Questo vale per ogni tipo di museo compreso quello contemporaneo.
Non basta avere una collezione eccezionale, Leonardo, Tiziano Raffaello.
Perché se tu, per esempio, presenti le opere come se fossero in un luogo polveroso e vecchio il pubblico non è incoraggiato ad andare a vedere. Se invece crei una rivoluzione nell’installazione. Pensiamo alla sala dove c’è il tondo Doni di Michelangelo.
Vi sono state molte polemiche per il modo in cui il tondo è stato presentato, tuttavia ne è sorta una grandissima pubblicità, poi unita alla capacità di coinvolgere degli influencer , utile per attirare i giovani. E come diceva Totò, è la somma che fa il totale o non so se è il totale che fa la somma.
Quello che mi sta a cuore è che ci siano più persone che visitino i musei. Se si deve dire grazie a un influencer, perché no, se si dimostra utile per creare una coscienza artistica maggiore nel nostro paese ben venga.
Un’ultima cosa.
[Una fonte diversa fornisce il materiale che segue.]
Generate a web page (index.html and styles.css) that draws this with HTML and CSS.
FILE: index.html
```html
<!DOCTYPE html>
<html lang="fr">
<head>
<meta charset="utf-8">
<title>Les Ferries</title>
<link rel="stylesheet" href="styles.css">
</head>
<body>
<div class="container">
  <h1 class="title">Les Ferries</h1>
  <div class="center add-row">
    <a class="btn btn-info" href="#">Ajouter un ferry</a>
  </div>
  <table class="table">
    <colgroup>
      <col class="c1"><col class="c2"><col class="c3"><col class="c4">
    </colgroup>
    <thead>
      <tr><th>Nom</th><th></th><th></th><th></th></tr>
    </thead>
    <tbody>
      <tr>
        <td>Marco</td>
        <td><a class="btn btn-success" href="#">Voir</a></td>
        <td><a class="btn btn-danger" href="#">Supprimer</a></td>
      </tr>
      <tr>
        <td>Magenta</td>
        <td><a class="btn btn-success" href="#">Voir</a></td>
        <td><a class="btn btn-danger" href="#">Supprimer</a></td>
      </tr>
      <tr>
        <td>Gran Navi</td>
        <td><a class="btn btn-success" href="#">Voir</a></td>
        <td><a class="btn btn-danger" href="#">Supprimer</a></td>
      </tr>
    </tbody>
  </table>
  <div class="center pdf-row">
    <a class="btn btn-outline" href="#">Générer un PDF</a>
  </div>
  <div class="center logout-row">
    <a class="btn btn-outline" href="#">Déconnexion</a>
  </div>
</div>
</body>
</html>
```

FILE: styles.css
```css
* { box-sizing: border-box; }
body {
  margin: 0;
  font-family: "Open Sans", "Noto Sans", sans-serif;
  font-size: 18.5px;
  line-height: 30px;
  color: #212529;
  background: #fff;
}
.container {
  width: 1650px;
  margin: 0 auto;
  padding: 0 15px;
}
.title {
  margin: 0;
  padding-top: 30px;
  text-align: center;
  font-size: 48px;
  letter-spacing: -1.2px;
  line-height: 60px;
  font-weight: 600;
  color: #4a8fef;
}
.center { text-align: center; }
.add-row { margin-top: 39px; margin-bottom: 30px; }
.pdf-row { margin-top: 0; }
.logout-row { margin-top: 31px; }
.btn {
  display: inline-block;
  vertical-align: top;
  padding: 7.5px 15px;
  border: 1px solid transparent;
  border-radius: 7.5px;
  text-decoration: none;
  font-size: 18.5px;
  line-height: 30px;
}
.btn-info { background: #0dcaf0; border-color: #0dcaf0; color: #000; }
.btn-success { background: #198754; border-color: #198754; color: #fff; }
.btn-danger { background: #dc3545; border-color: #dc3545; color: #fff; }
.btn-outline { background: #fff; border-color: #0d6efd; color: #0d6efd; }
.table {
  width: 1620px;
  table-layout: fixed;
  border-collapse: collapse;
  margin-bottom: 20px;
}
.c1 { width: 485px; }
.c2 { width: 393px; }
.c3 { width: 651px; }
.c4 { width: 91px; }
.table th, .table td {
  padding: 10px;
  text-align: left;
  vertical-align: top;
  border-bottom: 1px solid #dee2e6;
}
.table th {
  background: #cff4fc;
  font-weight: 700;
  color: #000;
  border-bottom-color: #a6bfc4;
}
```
Se tu potessi essere, diciamo il consulente del prossimo ministro che si dedica alla cultura, alle arti visive. Che cosa proporresti?
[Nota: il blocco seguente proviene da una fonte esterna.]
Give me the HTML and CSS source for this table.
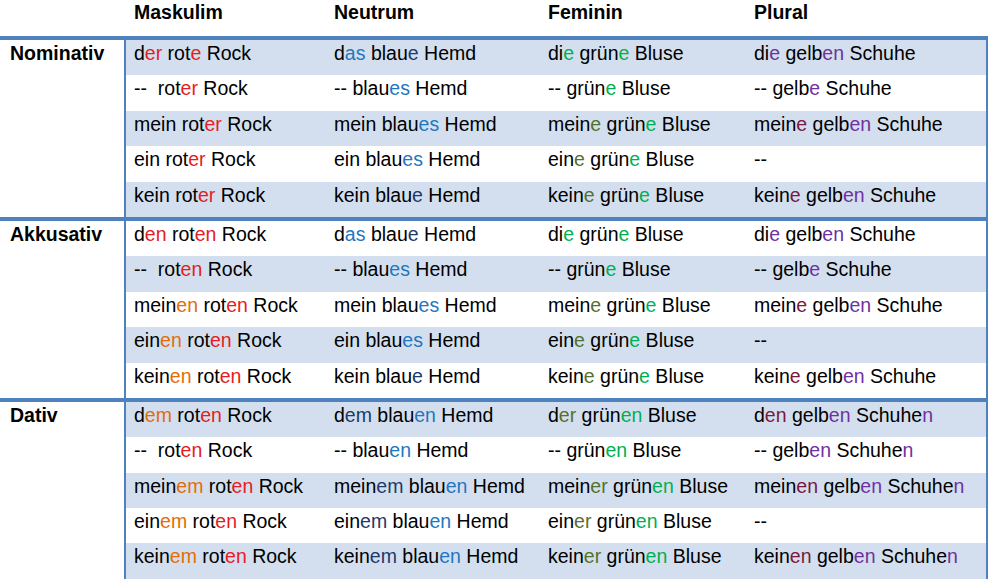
FILE: index.html
```html
<!DOCTYPE html>
<html lang="de">
<head>
<meta charset="utf-8">
<title>Adjektivdeklination</title>
<link rel="stylesheet" href="styles.css">
</head>
<body>
<table class="decl">
  <colgroup>
    <col class="c-label">
    <col class="c-mask">
    <col class="c-neut">
    <col class="c-fem">
    <col class="c-plur">
  </colgroup>
  <thead>
    <tr class="head">
      <th class="corner"></th>
      <th class="mask">Maskulim</th>
      <th>Neutrum</th>
      <th>Feminin</th>
      <th>Plural</th>
    </tr>
  </thead>
  <tbody>
    <tr class="first s">
      <th class="case" rowspan="5">Nominativ</th>
      <td class="mask">d<span class="r">er</span> rot<span class="r">e</span> Rock</td>
      <td>d<span class="b">as</span> blau<span class="n">e</span> Hemd</td>
      <td>di<span class="g">e</span> grün<span class="g">e</span> Bluse</td>
      <td class="last">di<span class="p">e</span> gelb<span class="p">en</span> Schuhe</td>
    </tr>
    <tr>
      <td class="mask">--&nbsp; rot<span class="r">er</span> Rock</td>
      <td>-- blau<span class="b">es</span> Hemd</td>
      <td>-- grün<span class="g">e</span> Bluse</td>
      <td class="last">-- gelb<span class="p">e</span> Schuhe</td>
    </tr>
    <tr class="s">
      <td class="mask">mein rot<span class="r">er</span> Rock</td>
      <td>mein blau<span class="b">es</span> Hemd</td>
      <td>mein<span class="o">e</span> grün<span class="g">e</span> Bluse</td>
      <td class="last">mein<span class="m">e</span> gelb<span class="p">en</span> Schuhe</td>
    </tr>
    <tr>
      <td class="mask">ein rot<span class="r">er</span> Rock</td>
      <td>ein blau<span class="b">es</span> Hemd</td>
      <td>ein<span class="o">e</span> grün<span class="g">e</span> Bluse</td>
      <td class="last">--</td>
    </tr>
    <tr class="s">
      <td class="mask">kein rot<span class="r">er</span> Rock</td>
      <td>kein blau<span class="n">e</span> Hemd</td>
      <td>kein<span class="o">e</span> grün<span class="g">e</span> Bluse</td>
      <td class="last">kein<span class="m">e</span> gelb<span class="p">en</span> Schuhe</td>
    </tr>
  </tbody>
  <tbody>
    <tr class="first">
      <th class="case" rowspan="5">Akkusativ</th>
      <td class="mask">d<span class="r">en</span> rot<span class="r">en</span> Rock</td>
      <td>d<span class="b">as</span> blau<span class="n">e</span> Hemd</td>
      <td>di<span class="g">e</span> grün<span class="g">e</span> Bluse</td>
      <td class="last">di<span class="p">e</span> gelb<span class="p">en</span> Schuhe</td>
    </tr>
    <tr class="s">
      <td class="mask">--&nbsp; rot<span class="r">en</span> Rock</td>
      <td>-- blau<span class="b">es</span> Hemd</td>
      <td>-- grün<span class="g">e</span> Bluse</td>
      <td class="last">-- gelb<span class="p">e</span> Schuhe</td>
    </tr>
    <tr>
      <td class="mask">mein<span class="or">en</span> rot<span class="r">en</span> Rock</td>
      <td>mein blau<span class="b">es</span> Hemd</td>
      <td>mein<span class="o">e</span> grün<span class="g">e</span> Bluse</td>
      <td class="last">mein<span class="m">e</span> gelb<span class="p">en</span> Schuhe</td>
    </tr>
    <tr class="s">
      <td class="mask">ein<span class="or">en</span> rot<span class="r">en</span> Rock</td>
      <td>ein blau<span class="b">es</span> Hemd</td>
      <td>ein<span class="o">e</span> grün<span class="g">e</span> Bluse</td>
      <td class="last">--</td>
    </tr>
    <tr>
      <td class="mask">kein<span class="or">en</span> rot<span class="r">en</span> Rock</td>
      <td>kein blau<span class="n">e</span> Hemd</td>
      <td>kein<span class="o">e</span> grün<span class="g">e</span> Bluse</td>
      <td class="last">kein<span class="m">e</span> gelb<span class="p">en</span> Schuhe</td>
    </tr>
  </tbody>
  <tbody>
    <tr class="first s">
      <th class="case" rowspan="5">Dativ</th>
      <td class="mask">d<span class="or">em</span> rot<span class="r">en</span> Rock</td>
      <td>d<span class="n">em</span> blau<span class="b">en</span> Hemd</td>
      <td>d<span class="o">er</span> grün<span class="g">en</span> Bluse</td>
      <td class="last">d<span class="m">en</span> gelb<span class="p">en</span> Schuhe<span class="p">n</span></td>
    </tr>
    <tr>
      <td class="mask">--&nbsp; rot<span class="r">en</span> Rock</td>
      <td>-- blau<span class="b">en</span> Hemd</td>
      <td>-- grün<span class="g">en</span> Bluse</td>
      <td class="last">-- gelb<span class="p">en</span> Schuhe<span class="p">n</span></td>
    </tr>
    <tr class="s">
      <td class="mask">mein<span class="or">em</span> rot<span class="r">en</span> Rock</td>
      <td>mein<span class="n">em</span> blau<span class="b">en</span> Hemd</td>
      <td>mein<span class="o">er</span> grün<span class="g">en</span> Bluse</td>
      <td class="last">mein<span class="m">en</span> gelb<span class="p">en</span> Schuhe<span class="p">n</span></td>
    </tr>
    <tr>
      <td class="mask">ein<span class="or">em</span> rot<span class="r">en</span> Rock</td>
      <td>ein<span class="n">em</span> blau<span class="b">en</span> Hemd</td>
      <td>ein<span class="o">er</span> grün<span class="g">en</span> Bluse</td>
      <td class="last">--</td>
    </tr>
    <tr class="s">
      <td class="mask">kein<span class="or">em</span> rot<span class="r">en</span> Rock</td>
      <td>kein<span class="n">em</span> blau<span class="b">en</span> Hemd</td>
      <td>kein<span class="o">er</span> grün<span class="g">en</span> Bluse</td>
      <td class="last">kein<span class="m">en</span> gelb<span class="p">en</span> Schuhe<span class="p">n</span></td>
    </tr>
  </tbody>
</table>
</body>
</html>
```

FILE: styles.css
```css
* {
  box-sizing: border-box;
}

html, body {
  margin: 0;
  padding: 0;
  background: #ffffff;
}

body {
  font-family: "Liberation Sans", Arial, sans-serif;
  font-size: 19.5px;
  color: #000000;
}

.decl {
  table-layout: fixed;
  width: 988px;
  border-collapse: separate;
  border-spacing: 0;
}

.c-label { width: 126px; }
.c-mask { width: 199px; }
.c-neut { width: 214px; }
.c-fem { width: 206px; }
.c-plur { width: 243px; }

.decl th,
.decl td {
  padding: 2px 0 0 9px;
  vertical-align: top;
  text-align: left;
  white-space: nowrap;
  line-height: normal;
}

.decl .mask {
  padding-left: 8px;
}

.head {
  height: 36px;
}

.head th {
  padding-top: 1px;
  font-weight: bold;
}

.decl tbody tr {
  height: 35.4px;
}

.decl tbody tr.first {
  height: 39.4px;
}

.decl tr.first > th,
.decl tr.first > td {
  border-top: 4px solid #4f81bd;
}

.decl .case {
  padding-left: 10px;
  font-weight: bold;
  background: #ffffff;
  border-right: 2px solid #4f81bd;
}

.decl td.last {
  border-right: 2px solid #4f81bd;
}

.decl tr.s > td {
  background: #d3dfee;
}

.r { color: #e51c23; }
.b { color: #1f77c0; }
.n { color: #1d3a6b; }
.g { color: #00b050; }
.o { color: #55702c; }
.p { color: #7030a0; }
.m { color: #7a1840; }
.or { color: #e36c09; }
```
Io fondamentalmente sono un liberale, quindi essendo io un liberale sono per i poteri che si controbilanciano e l’autonomia della cultura è fondamentale. Quindi le nomine dei direttori dei musei dovrebbero avvenire con dei criteri tali, da non far nominare chi è più simpatico, all’uno o all’altro politico, ma diciamo con dei criteri oggettivi.
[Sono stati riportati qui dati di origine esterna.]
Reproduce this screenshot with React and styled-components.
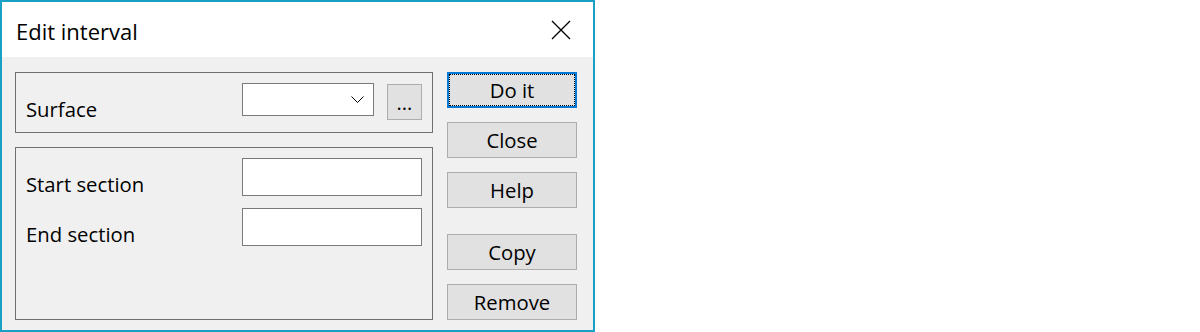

Soprattutto perché c’è un museo museo, e ognuno deve avere la sua specificità. Non si può chiedere al Louvre di fare la la la sperimentazione
Al Louvre si chiede altro.
Quindi l’autonomia della cultura sulla politica?
Chi ha un posto politico anche se dovesse essere un raffinato intellettuale, dovrebbe tenersi fuori da quelle che sono le scelte culturali dei direttori dei musei.
Non si può pensare che la politica influenzi la linea culturale di un paese, quando questo avviene, noi siamo già all’interno di un sistema fascistoide.